At CIA headquarters, the Christmas party was promoted with a button that read ‘The Party’s Over’. And to an extent, it was – but the end of the Cold War would lead to major questions for all the world’s intelligence agencies, ones that would only really gain a full answer when two planes were piloted into the World Trade Center in New York City, and one into the side of the Pentagon, on September 11, 2001.

13
PRELUDE TO WAR

Although President Bush’s ‘War on Terror’ would not be officially declared until after the horrific events of 9/11, intelligence agencies had been involved in counter-terrorism operations for many years.
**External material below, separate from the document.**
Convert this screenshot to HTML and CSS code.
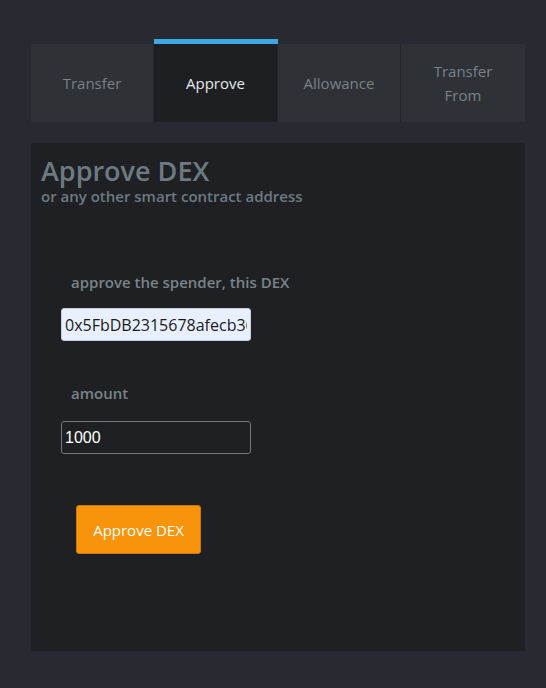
FILE: index.html
```html
<!DOCTYPE html>
<html>
<head>
<meta charset="utf-8">
<link rel="stylesheet" href="styles.css">
</head>
<body>
<div class="wrap">
  <nav class="tabs">
    <div class="tab">Transfer</div>
    <div class="tab active">Approve</div>
    <div class="tab">Allowance</div>
    <div class="tab">Transfer<br>From</div>
  </nav>
  <section class="panel">
    <h1 class="title">Approve DEX</h1>
    <p class="subtitle">or any other smart contract address</p>
    <form class="form">
      <label class="label">approve the spender, this DEX</label>
      <input class="input input-light" type="text" value="0x5FbDB2315678afecb367f032d93F642f64180aa3">
      <label class="label label-amount">amount</label>
      <input class="input input-dark" type="text" value="1000">
      <button type="button" class="btn">Approve DEX</button>
    </form>
  </section>
</div>
</body>
</html>
```
FILE: styles.css
```css
html, body {
  margin: 0;
  padding: 0;
  background: #272a30;
  font-family: "Open Sans", "Noto Sans", sans-serif;
}
.wrap {
  width: 494px;
  padding: 39px 0 0 31px;
}
.tabs {
  display: grid;
  grid-template-columns: 123px 124px 123px 124px;
  border-top: 5px solid transparent;
}
.tab {
  height: 78px;
  background: #2e3136;
  color: #7c8187;
  font-size: 15px;
  line-height: 24px;
  display: flex;
  align-items: center;
  justify-content: center;
  text-align: center;
  border-right: 1px solid #232529;
  box-sizing: border-box;
}
.tab:last-child { border-right: none; }
.tab.active {
  background: #1e1f22;
  color: #e6e8ea;
  position: relative;
}
.tab.active::before {
  content: "";
  position: absolute;
  left: 0;
  right: -1px;
  top: -5px;
  height: 5px;
  background: #3ea8e2;
}
.panel {
  margin-top: 21px;
  height: 508px;
  background: #1f2023;
  padding: 13px 10px 0;
  box-sizing: border-box;
}
.title {
  margin: 0;
  font-size: 27px;
  font-weight: 600;
  line-height: 30px;
  color: #6e7a82;
}
.subtitle {
  margin: 0;
  font-size: 15px;
  font-weight: 600;
  line-height: 20px;
  color: #6e7a82;
}
.form {
  display: flex;
  flex-direction: column;
  align-items: flex-start;
  padding-left: 20px;
  margin-top: 66px;
}
.label {
  padding-left: 10px;
  font-size: 15px;
  font-weight: 600;
  color: #7a8389;
  line-height: 20px;
}
.label-amount { margin-top: 42px; }
.input {
  margin-top: 16px;
  width: 190px;
  height: 33px;
  box-sizing: border-box;
  border-radius: 3px;
  font-size: 16px;
  padding: 0 3px;
  outline: none;
}
.input-light {
  background: #e9f0fd;
  border: 1px solid #c9ced6;
  color: #1a1a1a;
  font-family: "Open Sans", "Noto Sans", sans-serif;
}
.input-dark {
  margin-top: 18px;
  background: #1f2023;
  border: 1px solid #74777c;
  color: #ffffff;
  font-family: "Liberation Sans", Arial, sans-serif;
}
.btn {
  margin: 51px 0 0 15px;
  width: 125px;
  height: 49px;
  background: #f7940b;
  border: 1px solid #d27a00;
  border-radius: 3px;
  color: #ffffff;
  font-size: 15px;
  font-family: "Open Sans", "Noto Sans", sans-serif;
}
```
The CIA and the FBI had been taking an interest in Osama bin Laden’s organization, al-Qaeda, since its formation in August 1988 during the tail end of the Soviet occupation of Afghanistan. The Israelis had exacted revenge on the Palestine Liberation Organisation (PLO) and other terrorist groups. The British continued to wage an undeclared war on the Irish Republican Army (IRA) and the many other cadres in Eire and Northern Ireland, as well as dealing with Middle Eastern terrorists. Eastern Bloc countries such as the German Democratic Republic had spied on their own citizens on the pretext of preventing ‘terror’ attacks by capitalist forces. In South Africa, the Bureau for State Security (often referred to as BOSS) and its successor the National Intelligence Service dealt with perceived threats to the status quo, and, like the Stasi, often turned its attentions perhaps too closely on its own people.